Jelina Mabon is the Shefa Women’s U-17 goalkeeper coach based at Epi High School who was also the only female goalkeeper coach engaged during the VFF National Youth League Championship.

In preparation for the role, Mabon attended a three-day goalkeeper coaching course run at Teouma Academy from 19-23 November conducted by OFC Goalkeeping Instructor James Bannatyne.

The course was run in parallel with the Southern Region Youth League Championship, which was the qualifying competition for the National Youth League.

Mabon’s charge Noeline John picked up the Best Keeper award at the 2019 National Youth League Championship, the same award she picked up during the qualifying competition.

The Ambae/Pentecost-native became involved with the Shefa team through her role as a Biology, Chemistry and Maths teacher at Epi High School.
“My interest in soccer dates back to 2006. I was playing for St. Patrick College as a forward and then later was selected in the school tem for the PESSA Games,” she explained.

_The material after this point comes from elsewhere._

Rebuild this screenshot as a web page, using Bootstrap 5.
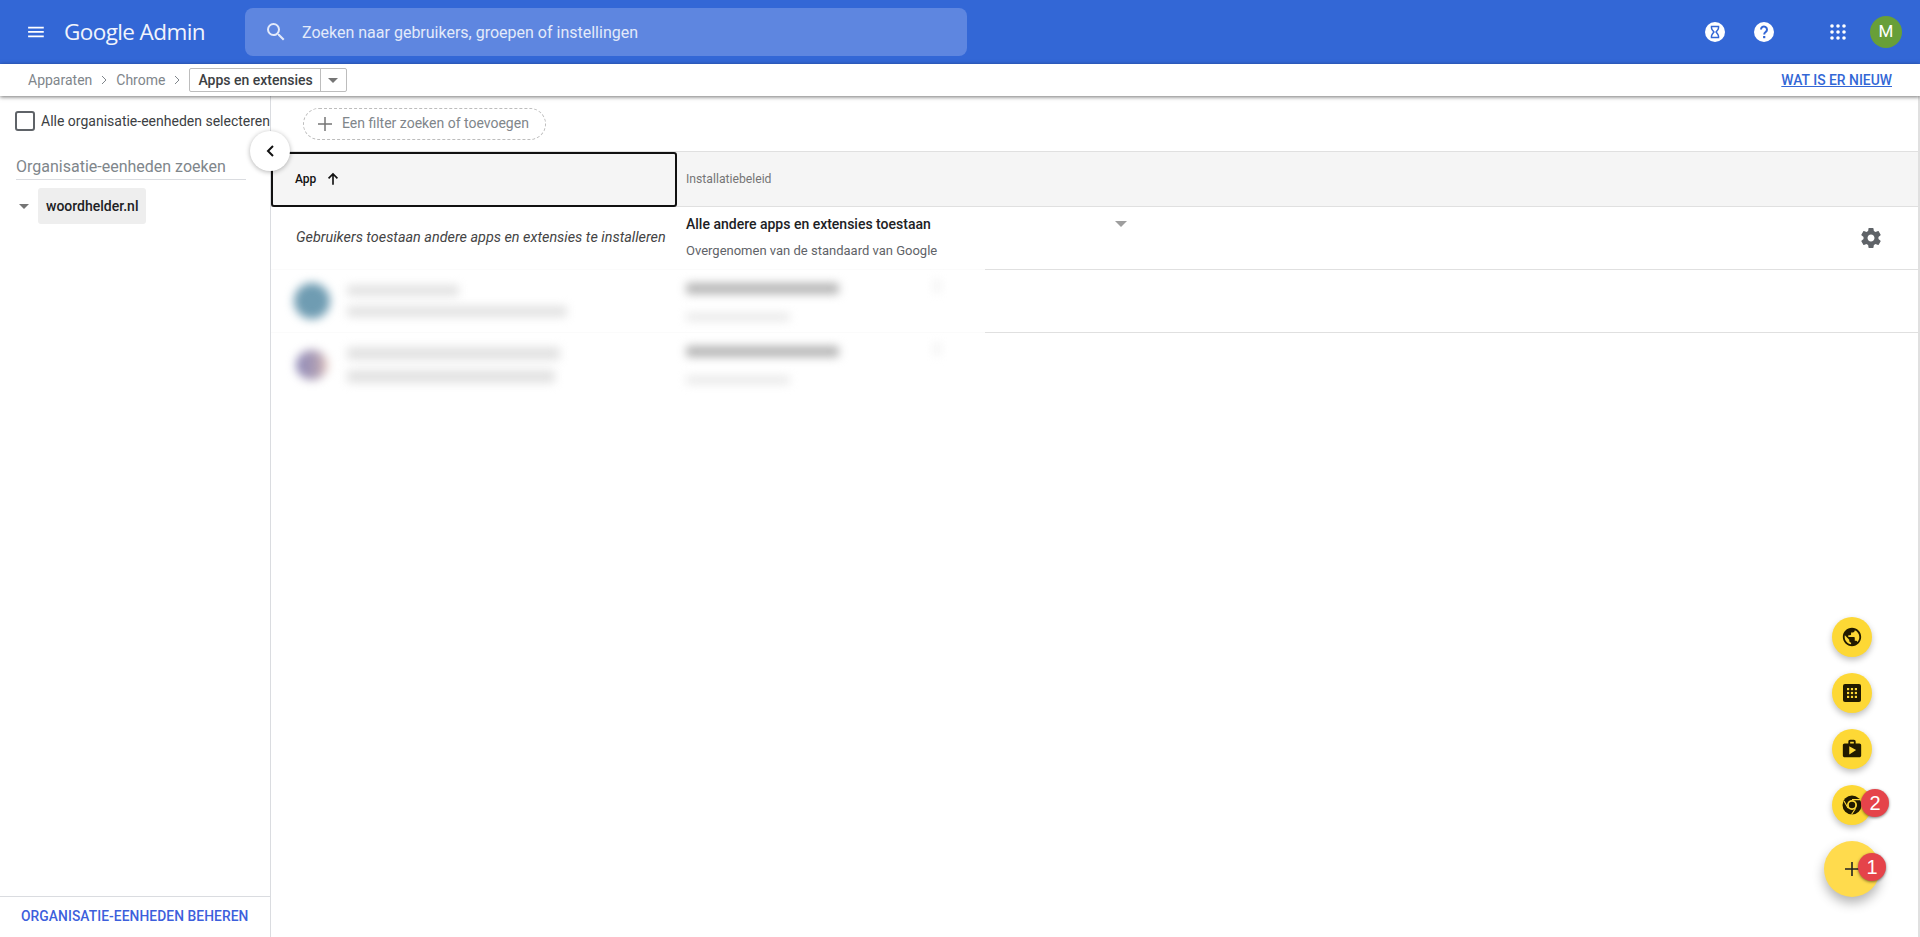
<!DOCTYPE html>
<html lang="nl">
<head>
<meta charset="utf-8">
<title>Google Admin</title>
<link href="https://cdn.jsdelivr.net/npm/bootstrap@5.3.0/dist/css/bootstrap.min.css" rel="stylesheet">
<style>
html,body{height:937px;overflow:hidden}
body{font-family:Roboto,"Liberation Sans",sans-serif;background:#fff;color:#202124}
.topbar{height:64px;background:#3367d6;color:#fff}
.menu-btn{width:64px;flex:none}
.brand{font-family:"Open Sans",Roboto,sans-serif;font-size:22.5px;width:181px;letter-spacing:-.6px;color:#f1f4fc;flex:none}
.searchbox{width:722px;height:48px;background:#5e86e0;border-radius:8px;color:#e3eafa;font-size:16px;flex:none}
.searchbox span{padding-top:1px}
.searchbox svg{margin:0 14px 0 19px}
.top-actions{margin-right:18px}
.act-a{margin-right:29px}.act-b{margin-right:56px}.act-c{margin-right:24px}
.avatar{width:32px;height:32px;background:#689f38;color:#fff;font-size:17px}
.subbar{height:32px;background:#fff;box-shadow:0 1px 4px rgba(0,0,0,.55);position:relative;z-index:2;padding-left:28px;font-size:14px;color:#80868b}
.sep{margin:0 9px;font-size:13px}
.crumb-box{height:24px;border:1px solid #bdbdbd;border-radius:2px;color:#3c4043;font-weight:500;font-size:14px}
.crumb-label{padding:0 7px 0 8px;border-right:1px solid #bdbdbd;height:100%}
.crumb-caret{width:25px;position:relative}
.tri{width:0;height:0;border-left:5px solid transparent;border-right:5px solid transparent;border-top:5px solid #757575;display:block}
.whatsnew{margin-right:28px;color:#3367d6;font-size:13.9px;font-weight:500;padding-top:1px}
.workarea{height:841px;position:relative}
.sidepane{width:271px;flex:none;border-right:1px solid #dadce0;height:841px}
.select-all{padding:15px 0 0 15px;font-size:14px;color:#3c4043;white-space:nowrap;height:55px}
.box-check{width:20px;height:20px;border:2px solid #5f6368;border-radius:3px;margin-right:6px;flex:none}
.ou-search{margin:0 24px 0 16px;height:29px;border-bottom:1px solid #dadce0;color:#80868b;font-size:16px;white-space:nowrap;padding-top:4px}
.ou-row{padding:8px 0 0 19px}
.ou-chip{margin-left:9px;width:108px;height:36px;background:#eee;border-radius:3px;padding-left:8px;font-size:14px;font-weight:500;line-height:36px}
.ou-foot{height:41px;margin-top:auto;border-top:1px solid #dadce0;color:#3d5fdc;font-size:13.8px;font-weight:500;padding:0 0 2px 21px;letter-spacing:.08px}
.mainpane{border-right:2px solid #e0e0e0}
.filterrow{height:55px;padding-left:32px}
.filterpill{width:243px;height:32px;border:1px dashed #bdbdbd;border-radius:16px;color:#80868b;font-size:14px;padding-left:13px}
.filterpill svg{margin-right:9px}
.thead-row{height:56px;background:#f5f5f5;border-top:1px solid #e0e0e0;border-bottom:1px solid #e0e0e0}
.col-app{width:406px;flex:none}
.th-app{height:55px;border:2px solid #111;border-radius:3px;font-size:12px;font-weight:500;color:#111;padding:0 0 2px 22px;background:#f5f5f5;position:relative}
.th-app svg{margin-left:10px}
.th-policy{padding-left:9px;font-size:12.2px;color:#757575}
.rowline{height:63px;border-bottom:1px solid #e0e0e0;position:relative}
.rowline-last{border-bottom:0}
.cell-inherit{font-style:italic;font-size:14.4px;color:#444;padding-left:25px;white-space:nowrap}
.policy-cell{padding:6px 0 0 9px;width:442px;position:relative}
.policy-main{font-size:14px;font-weight:500;color:#202124;line-height:20px;padding-top:1px}
.policy-sub{font-size:13px;color:#5f6368;line-height:16px;margin-top:9px}
.policy-tri{position:absolute;right:-8px;top:14px;border-left-width:6px;border-right-width:6px;border-top-width:6px;border-top-color:#9e9e9e}
.gear{margin-left:auto;margin-right:35px}
.veil{position:absolute;left:271px;top:167px;width:714px;height:170px;background:rgba(255,255,255,.85);z-index:0;pointer-events:none}
.over-veil{position:relative;z-index:1}
.blur-cell{padding:0;width:442px}
.smudge{border-radius:3px;filter:blur(5px);background:#e2e2e2}
.smudge-strong{background:#b4b4b4}
.smudge-pale{background:#e8e8e8}
.smudge-tick{background:#f0f0f0;width:6px;height:14px;position:absolute;left:257px;top:9px}
.dot-a{width:36px;height:36px;border-radius:50%;background:#6f9cb2;filter:blur(5px);margin:0 17px 0 23px;flex:none}
.dot-b{width:32px;height:30px;border-radius:50%;background:linear-gradient(90deg,#8d88b8,#b0a0b4 70%,#f0cfc0);filter:blur(5px);margin:0 19px 0 25px;flex:none}
.fabs{position:absolute;right:48px;top:521px;gap:16px;z-index:3}
.fabmini{width:40px;height:40px;background:#fdd835;box-shadow:0 3px 6px rgba(0,0,0,.25);position:relative}
.fabbig{width:56px;height:56px;background:#ffdb4d;box-shadow:0 6px 12px rgba(0,0,0,.3);position:relative;margin:0 -8px}
.notif{position:absolute;width:28px;height:28px;background:#e5434a;color:#fff;font-size:20px;box-shadow:0 1px 3px rgba(0,0,0,.5);font-family:"Liberation Sans",sans-serif}
.notif-two{left:29px;top:4px}
.notif-one{left:34px;top:12px}
.collapse-btn{position:absolute;left:250px;top:35px;width:40px;height:40px;background:#fff;box-shadow:0 1px 5px rgba(0,0,0,.3);z-index:3}
</style>
</head>
<body>
<div class="topbar d-flex align-items-center">
  <div class="menu-btn d-flex justify-content-center"><svg width="24" height="24" viewBox="0 0 24 24" fill="#fff" style="margin-left:8px"><path d="M3 18h18v-2H3v2zm0-5h18v-2H3v2zm0-7v2h18V6H3z" transform="translate(1.5 1.5) scale(.87)"/></svg></div>
  <div class="brand">Google Admin</div>
  <div class="searchbox d-flex align-items-center">
    <svg width="24" height="24" viewBox="0 0 24 24" fill="#e3eafa"><path d="M15.5 14h-.79l-.28-.27A6.47 6.47 0 0 0 16 9.5 6.5 6.5 0 1 0 9.5 16c1.61 0 3.09-.59 4.23-1.57l.27.28v.79l5 4.99L20.49 19l-4.99-5zm-6 0C7 14 5 12 5 9.5S7 5 9.5 5 14 7 14 9.5 12 14 9.5 14z"/></svg>
    <span>Zoeken naar gebruikers, groepen of instellingen</span>
  </div>
  <div class="top-actions ms-auto d-flex align-items-center">
    <svg class="act-a" width="20" height="20" viewBox="0 0 20 20"><circle cx="10" cy="10" r="10" fill="#fff"/><path d="M6.5 4.5h7v1.5c0 1.6-1.6 3-2.4 4 .8 1 2.4 2.400 2.400 4v1.500h-7V14c0-1.600 1.600-3 2.400-4-.8-1-2.400-2.400-2.400-4z" fill="none" stroke="#3367d6" stroke-width="1.500"/></svg>
    <svg class="act-b" width="20" height="20" viewBox="0 0 20 20"><circle cx="10" cy="10" r="10" fill="#fff"/><path d="M7 7.500a3 3 0 1 1 4.800 2.400c-1 .8-1.600 1.200-1.600 2.600" fill="none" stroke="#3367d6" stroke-width="2"/><rect x="9.100" y="14" width="2.200" height="2.200" fill="#3367d6"/></svg>
    <svg class="act-c" width="16" height="16" viewBox="0 0 16 16" fill="#fff"><circle cx="2" cy="2" r="1.800"/><circle cx="8" cy="2" r="1.800"/><circle cx="14" cy="2" r="1.800"/><circle cx="2" cy="8" r="1.800"/><circle cx="8" cy="8" r="1.800"/><circle cx="14" cy="8" r="1.800"/><circle cx="2" cy="14" r="1.800"/><circle cx="8" cy="14" r="1.800"/><circle cx="14" cy="14" r="1.800"/></svg>
    <div class="avatar rounded-circle d-flex align-items-center justify-content-center">M</div>
  </div>
</div>
<div class="subbar d-flex align-items-center">
  <span>Apparaten</span>
  <svg class="sep" width="6" height="10" viewBox="0 0 6 10"><path d="M1 1l4 4-4 4" fill="none" stroke="#80868b"/></svg>
  <span>Chrome</span>
  <svg class="sep" width="6" height="10" viewBox="0 0 6 10"><path d="M1 1l4 4-4 4" fill="none" stroke="#80868b"/></svg>
  <div class="crumb-box d-flex align-items-center">
    <div class="crumb-label d-flex align-items-center">Apps en extensies</div>
    <div class="crumb-caret d-flex align-items-center justify-content-center"><span class="tri"></span></div>
  </div>
  <a href="#" class="whatsnew ms-auto">WAT IS ER NIEUW</a>
</div>
<div class="workarea d-flex">
  <aside class="sidepane d-flex flex-column">
    <div class="select-all d-flex"><span class="box-check"></span><span>Alle organisatie-eenheden selecteren</span></div>
    <div class="ou-search">Organisatie-eenheden zoeken</div>
    <div class="ou-row d-flex align-items-center">
      <span class="tri"></span>
      <div class="ou-chip">woordhelder.nl</div>
    </div>
    <div class="ou-foot d-flex align-items-center">ORGANISATIE-EENHEDEN BEHEREN</div>
  </aside>
  <button class="collapse-btn rounded-circle border-0 d-flex align-items-center justify-content-center p-0" aria-label="Inklappen"><svg width="10" height="14" viewBox="0 0 10 14"><path d="M8 2L3 7l5 5" fill="none" stroke="#111" stroke-width="2"/></svg></button>
  <main class="mainpane flex-grow-1">
    <div class="filterrow d-flex align-items-center">
      <div class="filterpill d-flex align-items-center">
        <svg width="16" height="16" viewBox="0 0 16 16"><path d="M8 1v14M1 8h14" stroke="#757575" stroke-width="1.500"/></svg>
        Een filter zoeken of toevoegen
      </div>
    </div>
    <div class="thead-row d-flex">
      <div class="col-app th-app d-flex align-items-center">App
        <svg width="14" height="14" viewBox="0 0 12 12"><path d="M6 11V2M2.200 5.500L6 1.700l3.800 3.800" fill="none" stroke="#111" stroke-width="1.400"/></svg>
      </div>
      <div class="th-policy d-flex align-items-center">Installatiebeleid</div>
    </div>
    <div class="rowline d-flex align-items-center">
      <div class="col-app cell-inherit">Gebruikers toestaan andere apps en extensies te installeren</div>
      <div class="policy-cell align-self-start">
        <div class="policy-main">Alle andere apps en extensies toestaan</div>
        <div class="policy-sub">Overgenomen van de standaard van Google</div>
        <span class="tri policy-tri"></span>
      </div>
      <svg class="gear" width="24" height="24" viewBox="0 0 24 24" fill="#5f6368"><path d="M19.430 12.980c.04-.32.07-.64.07-.98s-.03-.66-.07-.98l2.110-1.650c.19-.15.24-.42.12-.64l-2-3.460c-.12-.22-.39-.3-.61-.22l-2.490 1c-.52-.4-1.080-.73-1.690-.98l-.38-2.650A.488.488 0 0 0 14 2h-4c-.25 0-.46.18-.49.42l-.38 2.650c-.61.25-1.170.59-1.690.98l-2.490-1c-.23-.09-.49 0-.61.22l-2 3.460c-.13.22-.07.49.12.64l2.110 1.650c-.04.32-.07.65-.07.98s.03.66.07.98l-2.110 1.650c-.19.15-.24.42-.12.64l2 3.460c.12.22.39.3.61.22l2.490-1c.52.4 1.080.73 1.690.98l.38 2.650c.03.24.24.42.49.42h4c.25 0 .46-.18.49-.42l.38-2.650c.61-.25 1.170-.59 1.690-.98l2.490 1c.23.09.49 0 .61-.22l2-3.460c.12-.22.07-.49-.12-.64l-2.110-1.650zM12 15.500c-1.930 0-3.500-1.570-3.500-3.500s1.570-3.500 3.500-3.500 3.500 1.570 3.500 3.500-1.570 3.500-3.500 3.500z"/></svg>
    </div>
    <div class="rowline d-flex align-items-center">
      <div class="col-app d-flex align-items-center over-veil">
        <div class="dot-a"></div>
        <div class="d-flex flex-column" style="gap:10px"><div class="smudge" style="width:112px;height:11px"></div><div class="smudge" style="width:220px;height:11px"></div></div>
      </div>
      <div class="over-veil blur-cell align-self-start d-flex flex-column" style="padding:13px 0 0 9px;gap:19px">
        <div class="smudge smudge-strong" style="width:153px;height:11px"></div>
        <div class="smudge smudge-pale" style="width:104px;height:8px"></div>
        <div class="smudge smudge-tick"></div>
      </div>
    </div>
    <div class="rowline rowline-last d-flex align-items-center">
      <div class="col-app d-flex align-items-center over-veil">
        <div class="dot-b"></div>
        <div class="d-flex flex-column" style="gap:10px"><div class="smudge" style="width:213px;height:13px"></div><div class="smudge" style="width:208px;height:13px"></div></div>
      </div>
      <div class="over-veil blur-cell align-self-start d-flex flex-column" style="padding:13px 0 0 9px;gap:19px">
        <div class="smudge smudge-strong" style="width:153px;height:11px"></div>
        <div class="smudge smudge-pale" style="width:104px;height:8px"></div>
        <div class="smudge smudge-tick"></div>
      </div>
    </div>
  </main>
  <div class="veil"></div>
  <div class="fabs d-flex flex-column align-items-center">
    <div class="fabmini rounded-circle d-flex align-items-center justify-content-center">
      <svg width="22" height="22" viewBox="0 0 24 24" fill="#211a00"><path d="M12 2C6.480 2 2 6.480 2 12s4.480 10 10 10 10-4.480 10-10S17.520 2 12 2zm-1 17.930c-3.950-.49-7-3.850-7-7.930 0-.62.08-1.210.21-1.790L9 15v1c0 1.100.9 2 2 2v1.930zm6.900-2.540c-.26-.81-1-1.390-1.900-1.390h-1v-3c0-.55-.45-1-1-1H8v-2h2c.55 0 1-.45 1-1V7h2c1.100 0 2-.9 2-2v-.41c2.930 1.190 5 4.060 5 7.410 0 2.080-.8 3.970-2.100 5.390z"/></svg>
    </div>
    <div class="fabmini rounded-circle d-flex align-items-center justify-content-center">
      <svg width="20" height="20" viewBox="0 0 20 20"><rect x="1" y="1" width="18" height="18" rx="2" fill="#211a00"/><g fill="#fdd835"><rect x="5" y="5" width="2.200" height="2.200"/><rect x="8.900" y="5" width="2.200" height="2.200"/><rect x="12.800" y="5" width="2.200" height="2.200"/><rect x="5" y="8.900" width="2.200" height="2.200"/><rect x="8.900" y="8.900" width="2.200" height="2.200"/><rect x="12.800" y="8.900" width="2.200" height="2.200"/><rect x="5" y="12.800" width="2.200" height="2.200"/><rect x="8.900" y="12.800" width="2.200" height="2.200"/><rect x="12.800" y="12.800" width="2.200" height="2.200"/></g></svg>
    </div>
    <div class="fabmini rounded-circle d-flex align-items-center justify-content-center">
      <svg width="22" height="22" viewBox="0 0 24 24" fill="#211a00"><path d="M20 6h-4V4c0-1.110-.89-2-2-2h-4c-1.110 0-2 .89-2 2v2H4c-1.110 0-2 .89-2 2v11c0 1.110.89 2 2 2h16c1.110 0 2-.89 2-2V8c0-1.110-.89-2-2-2zM10 4h4v2h-4V4zM9 18V9l7.500 4L9 18z"/></svg>
    </div>
    <div class="fabmini rounded-circle d-flex align-items-center justify-content-center">
      <svg width="20" height="20" viewBox="0 0 20 20"><circle cx="10" cy="10" r="9.500" fill="#211a00"/><circle cx="10" cy="10" r="5" fill="#fdd835"/><circle cx="10" cy="10" r="3.200" fill="#211a00"/><path d="M10 4.600h9M6 13l-4-7M13.500 13.500L9.500 19.500" stroke="#fdd835" stroke-width="1.100" fill="none"/></svg>
      <div class="notif notif-two rounded-circle d-flex align-items-center justify-content-center">2</div>
    </div>
    <div class="fabbig rounded-circle d-flex align-items-center justify-content-center">
      <svg width="14" height="14" viewBox="0 0 14 14"><path d="M7 0v14M0 7h14" stroke="#222" stroke-width="1.600"/></svg>
      <div class="notif notif-one rounded-circle d-flex align-items-center justify-content-center">1</div>
    </div>
  </div>
</div>
</body>
</html>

“I am interested in goalkeeper coaching because most of the coaches are focusing on the ten players running around the field, but not the goalkeepers, and it is good for two coaches to manage a team so one can focus on the players, and one on the goalkeepers.”

Mabon found the goalkeeper course she participated on incredibly helpful in guiding her on the coaching journey she has chosen.

“The course helped me learn about the qualities of a goalkeeper, how to scout a keeper from the crowd and the role of a goalkeeper coach and also the role in the field of play. I also learned the key actions of a goalkeeper; how to coach a ball, how the goalkeepers should be positioned during matches. I also learned how to create session plans for goalkeeper training and how to conduct the training according to the plan.”

While the first step was taking part in the course, and actively coaching a team, Mabon has plenty more goals she wants to achieve.

“I look forward to going back to my school and running some women’s goalkeeper training sessions,” she said.

“I don’t mind that I was the only woman attending the training course. I am happy that I took the role and as the only female to be part of the course I feel it’s important. I would like to see VFF bring more women into course because today we have women’s football competitions and there are situations where girls aren’t as open to discussing with male coaches.”